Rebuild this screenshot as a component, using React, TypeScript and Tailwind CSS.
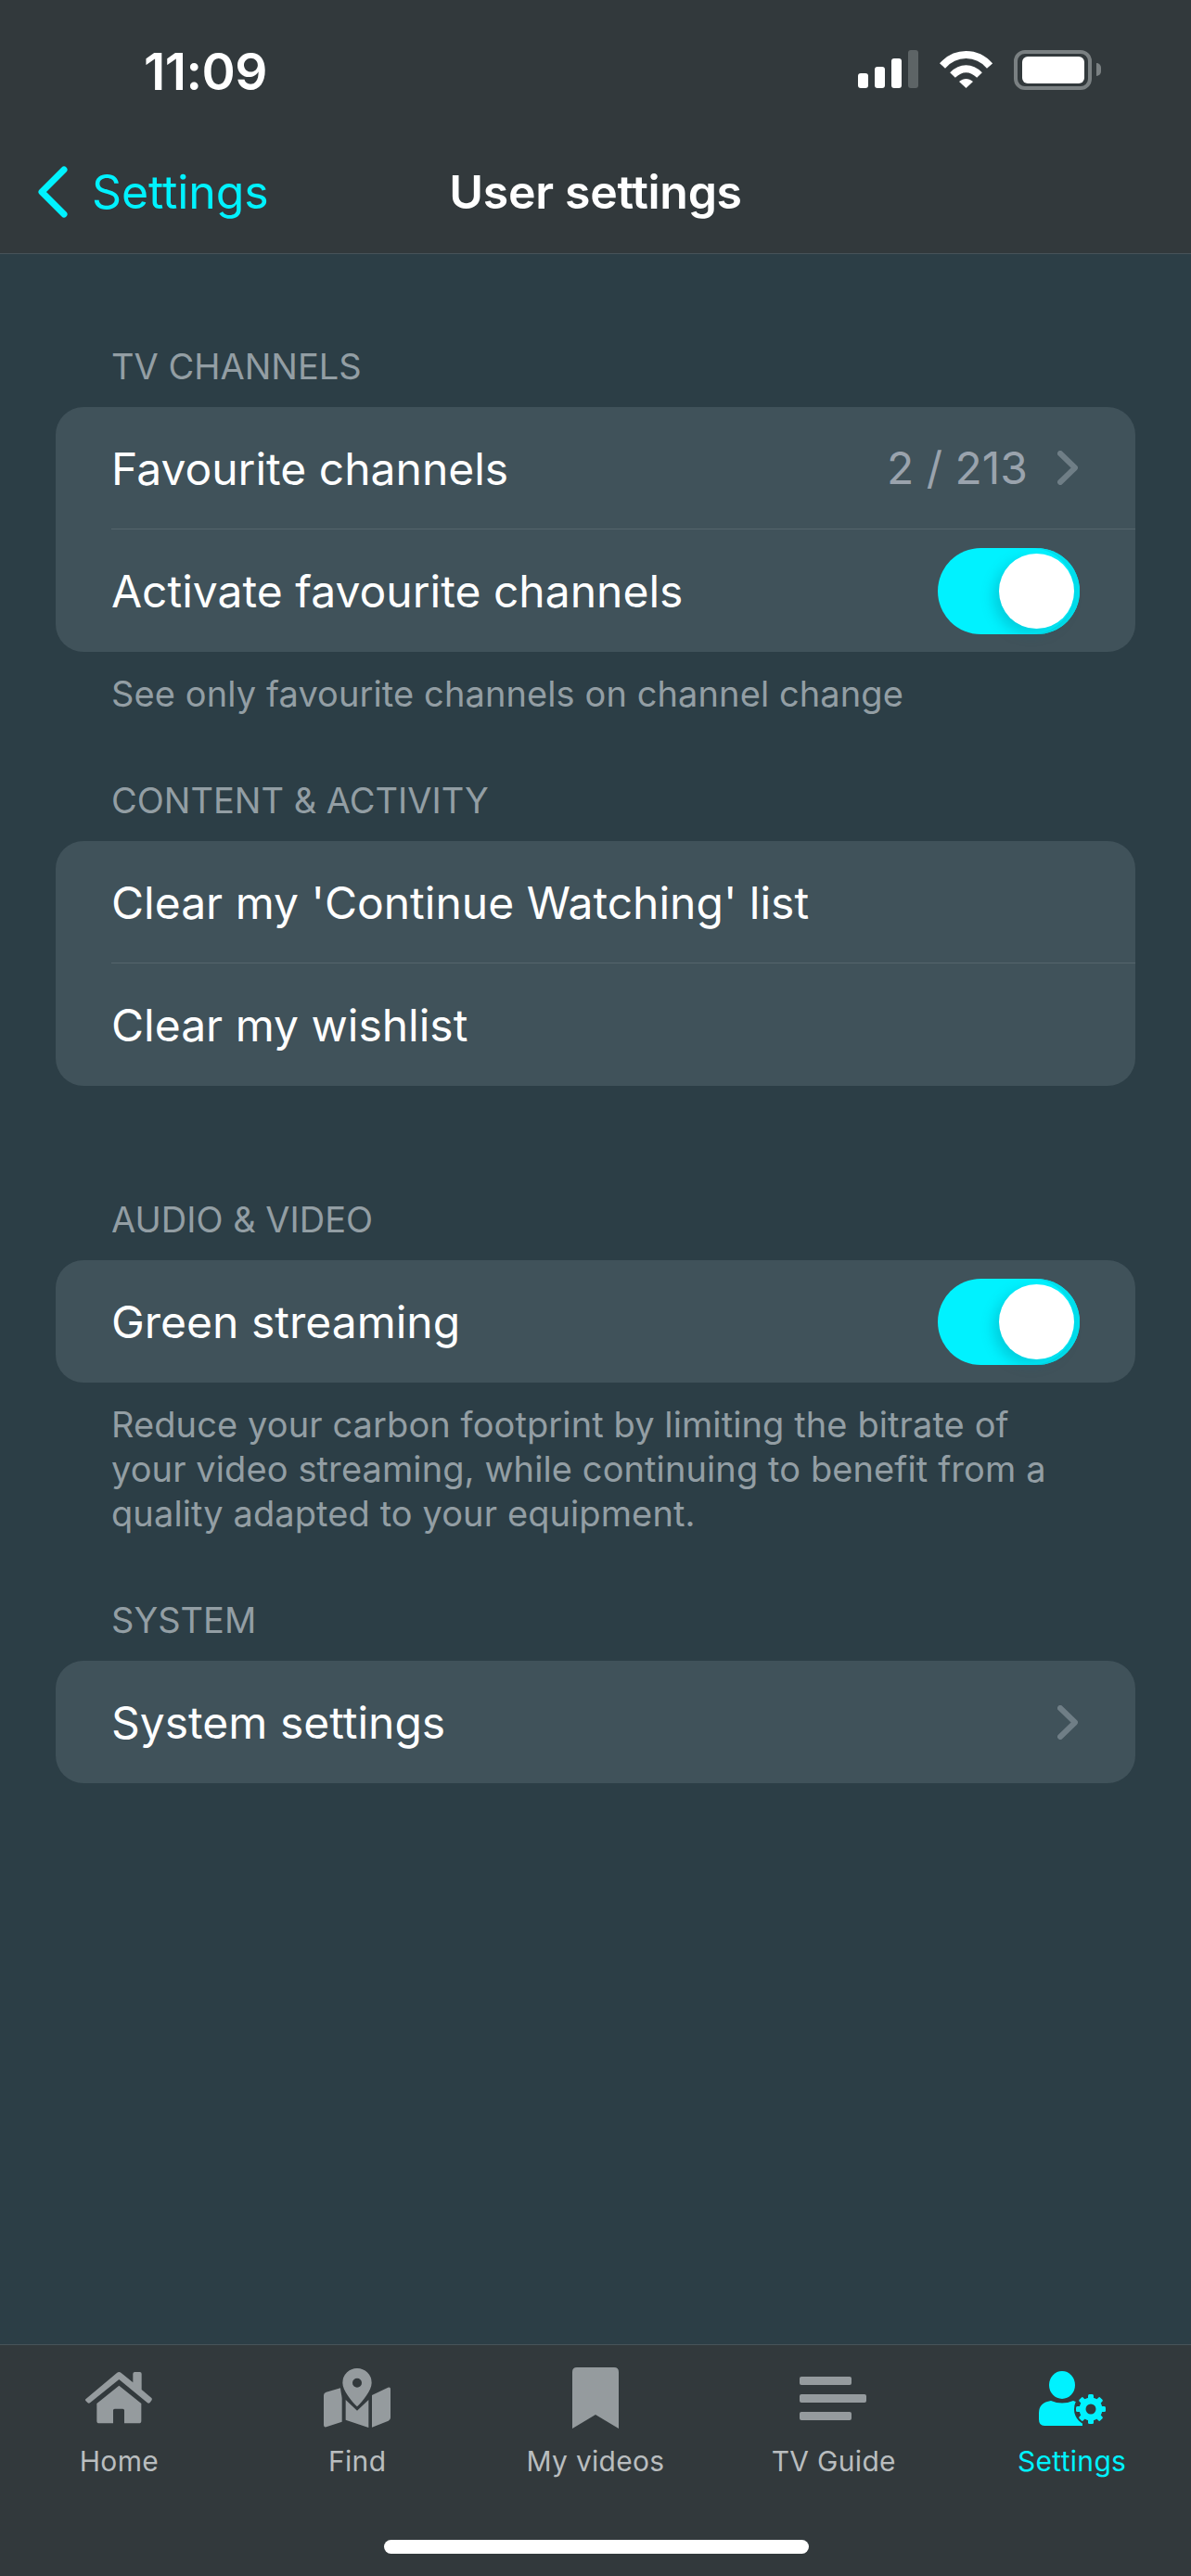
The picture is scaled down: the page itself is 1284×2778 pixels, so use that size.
import React from "react";

function Toggle() {
  return (
    <div className="relative h-[93px] w-[153px] rounded-full bg-[#00f2ff] shadow-[inset_-6px_0_0_#00e0ee]">
      <div className="absolute left-[66px] top-[6px] h-[81px] w-[81px] rounded-full bg-white shadow-[-6px_6px_14px_rgba(0,100,120,0.25)]" />
    </div>
  );
}

function Chevron() {
  return (
    <svg className="mr-[2px]" width="22" height="37" viewBox="0 0 22 37" fill="none">
      <path d="M3 3 L19 18.5 L3 34" stroke="#6f7e86" strokeWidth="6" strokeLinecap="round" strokeLinejoin="round" />
    </svg>
  );
}

function Heading({ children, className }: { children: React.ReactNode; className: string }) {
  return <div className={`h-[36px] pl-[120px] text-[38px] leading-[38px] text-[#939ea4] ${className}`}>{children}</div>;
}

function Row({ label, right, divider }: { label: string; right?: React.ReactNode; divider?: boolean }) {
  return (
    <div className="pl-[60px]">
      <div className={`flex h-[132px] items-center justify-between pr-[60px] text-[48px] text-white ${divider ? "border-b border-[#55656c]" : ""}`}>
        <span className="pt-[2px]">{label}</span>
        {right}
      </div>
    </div>
  );
}

function Card({ children }: { children: React.ReactNode }) {
  return <div className="mx-[60px] mt-[27px] overflow-hidden rounded-[30px] bg-[#40525a]">{children}</div>;
}

function Note({ children }: { children: React.ReactNode }) {
  return <div className="mt-[21px] pl-[120px] pr-[120px] text-[38px] leading-[48px] tracking-[0.1px] text-[#939ea4]">{children}</div>;
}

function HomeIcon() {
  return (
    <svg width="72" height="56" viewBox="96 78 216 168" fill="#959b9e">
      <path d="M97 166 L198 81 Q205 75 212 81 L250 112 V84 Q250 78 256 78 H272 Q278 78 278 84 V135 L310 162 Q313 165 310 170 L305 177 Q301 181 297 178 L205 102 L111 178 Q107 181 103 177 L97 171 Q95 168 97 166Z" />
      <path d="M133 180 L205 122 L277 180 V236 Q277 244 269 244 H222 V202 Q222 197 217 197 H191 Q186 197 186 202 V244 H141 Q133 244 133 236Z" />
    </svg>
  );
}

function FindIcon() {
  return (
    <svg width="72" height="64" viewBox="867 68 216 192" fill="#959b9e">
      <path fillRule="evenodd" d="M975 68 A47 47 0 0 1 1022 115 C1022 140 992 175 975 192 C958 175 928 140 928 115 A47 47 0 0 1 975 68Z M975 100 A15 15 0 1 0 975 130 A15 15 0 1 0 975 100Z" />
      <path d="M867 155 Q867 148 875 145 L921 132 C923 150 926 158 926 165 V241 L875 258 Q867 260 867 252Z" />
      <path d="M938 170 L975 205 L1012 170 V260 L938 235Z" />
      <path d="M1023 155 L1075 130 Q1083 127 1083 135 V228 Q1083 236 1076 238 L1023 259Z" />
    </svg>
  );
}

function BookmarkIcon() {
  return (
    <svg width="50" height="66" viewBox="0 0 50 66" fill="#959b9e">
      <path d="M5 0 H45 Q50 0 50 5 V66 L25 51 L0 66 V5 Q0 0 5 0Z" />
    </svg>
  );
}

function GuideIcon() {
  return (
    <svg className="-ml-[2px]" width="72" height="47" viewBox="0 0 72 47" fill="#959b9e">
      <rect x="0" y="0" width="56" height="9" rx="2" />
      <rect x="0" y="19" width="72" height="9" rx="2" />
      <rect x="0" y="38" width="56" height="9" rx="2" />
    </svg>
  );
}

function SettingsIcon() {
  const angles = [0, 45, 90, 135, 180, 225, 270, 315];
  return (
    <svg width="72" height="59" viewBox="0 0 72 59" fill="#00f2ff">
      <ellipse cx="25" cy="15" rx="14" ry="15" />
      <path d="M0 52 V45 Q0 34 13 32 Q25 37 37 32 Q46 34 47 45 V59 H6 Q0 59 0 52Z" />
      <circle cx="56" cy="41" r="18" fill="#323a3d" />
      <circle cx="56" cy="41" r="12.5" />
      {angles.map((a) => (
        <rect key={a} x="53" y="25" width="6" height="7" rx="1.5" transform={`rotate(${a} 56 41)`} />
      ))}
      <circle cx="56" cy="41" r="5.5" fill="#323a3d" />
    </svg>
  );
}

function Tab({ icon, label, active }: { icon: React.ReactNode; label: string; active?: boolean }) {
  return (
    <div className="flex flex-col items-center">
      <div className="flex h-[70px] items-center justify-center">{icon}</div>
      <div className={`mt-[15px] text-[30px] leading-[36px] tracking-[0.3px] ${active ? "text-[#00f2ff]" : "text-[#b9bdbf]"}`}>{label}</div>
    </div>
  );
}

export default function App() {
  return (
    <div className="flex h-[2778px] w-[1284px] flex-col overflow-hidden bg-[#2c3e46] font-['Inter',sans-serif]">
      <header className="h-[274px] border-b border-[#475359] bg-[#32393c]">
        <div className="flex h-[150px] items-center justify-between pl-[155px] pr-[97px]">
          <span className="pt-[4px] text-[55px] font-semibold tracking-[-0.5px] text-white">11:09</span>
          <div className="flex items-center gap-[23px]">
            <svg width="65" height="42" viewBox="0 0 65 42" fill="white">
              <rect x="0" y="25" width="11" height="16" rx="3" />
              <rect x="18" y="18" width="11" height="23" rx="3" />
              <rect x="36" y="9" width="11" height="32" rx="3" />
              <rect x="54" y="0" width="11" height="41" rx="3" fill="#5d6466" />
            </svg>
            <svg width="57" height="42" viewBox="0 0 57 42" fill="none" stroke="white" strokeWidth="8">
              <path d="M3 17 C17 1 40 1 54 17" />
              <path d="M14 27 C23 18 34 18 43 27" />
              <path d="M21 34 L28.5 41 L36 34 C31 30 26 30 21 34Z" fill="white" strokeWidth="0" />
            </svg>
            <div className="flex items-center gap-[5px]">
              <div className="flex h-[43px] w-[84px] items-center justify-center rounded-[12px] border-[4px] border-[#7a8082]">
                <div className="h-[29px] w-[67px] rounded-[6px] bg-white" />
              </div>
              <div className="h-[14px] w-[5px] rounded-r-full bg-[#7a8082]" />
            </div>
          </div>
        </div>
        <div className="grid h-[123px] grid-cols-[1fr_auto_1fr] items-center pb-[9px]">
          <div className="flex items-center gap-[26px] pl-[40px]">
            <svg width="33" height="56" viewBox="0 0 33 56" fill="none">
              <path d="M29 4 L5 28 L29 52" stroke="#00f2ff" strokeWidth="7" strokeLinecap="round" strokeLinejoin="round" />
            </svg>
            <span className="text-[50px] tracking-[-0.1px] text-[#00f2ff]">Settings</span>
          </div>
          <span className="text-[50px] font-semibold tracking-[-0.3px] text-white">User settings</span>
          <div />
        </div>
      </header>

      <main className="flex-1">
        <Heading className="mt-[102px]">TV CHANNELS</Heading>
        <Card>
          <Row
            label="Favourite channels"
            divider
            right={
              <div className="flex items-center gap-[32px]">
                <span className="text-[48px] text-[#9aa3ad]">2 / 213</span>
                <Chevron />
              </div>
            }
          />
          <Row label="Activate favourite channels" right={<Toggle />} />
        </Card>
        <Note>See only favourite channels on channel change</Note>

        <Heading className="mt-[72px]">CONTENT &amp; ACTIVITY</Heading>
        <Card>
          <Row label="Clear my 'Continue Watching' list" divider />
          <Row label="Clear my wishlist" />
        </Card>

        <Heading className="mt-[125px]">AUDIO &amp; VIDEO</Heading>
        <Card>
          <Row label="Green streaming" right={<Toggle />} />
        </Card>
        <Note>
          Reduce your carbon footprint by limiting the bitrate of your video streaming, while continuing to benefit from a quality adapted to your equipment.
        </Note>

        <Heading className="mt-[72px]">SYSTEM</Heading>
        <Card>
          <Row label="System settings" right={<Chevron />} />
        </Card>
      </main>

      <footer className="relative h-[250px] border-t border-[#475359] bg-[#32393c] pt-[22px]">
        <div className="grid grid-cols-5">
          <Tab icon={<HomeIcon />} label="Home" />
          <Tab icon={<FindIcon />} label="Find" />
          <Tab icon={<BookmarkIcon />} label="My videos" />
          <Tab icon={<GuideIcon />} label="TV Guide" />
          <Tab icon={<SettingsIcon />} label="Settings" active />
        </div>
        <div className="absolute bottom-[24px] left-[414px] h-[15px] w-[458px] rounded-full bg-white" />
      </footer>
    </div>
  );
}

++++++++++++++++++++

Transcribe precisely the lines between the one that contains "The picture is" and the one that contains "import React from", counting those two lines as part of the range.

Solution:
The picture is scaled down: the page itself is 1284×2778 pixels, so use that size.
import React from "react";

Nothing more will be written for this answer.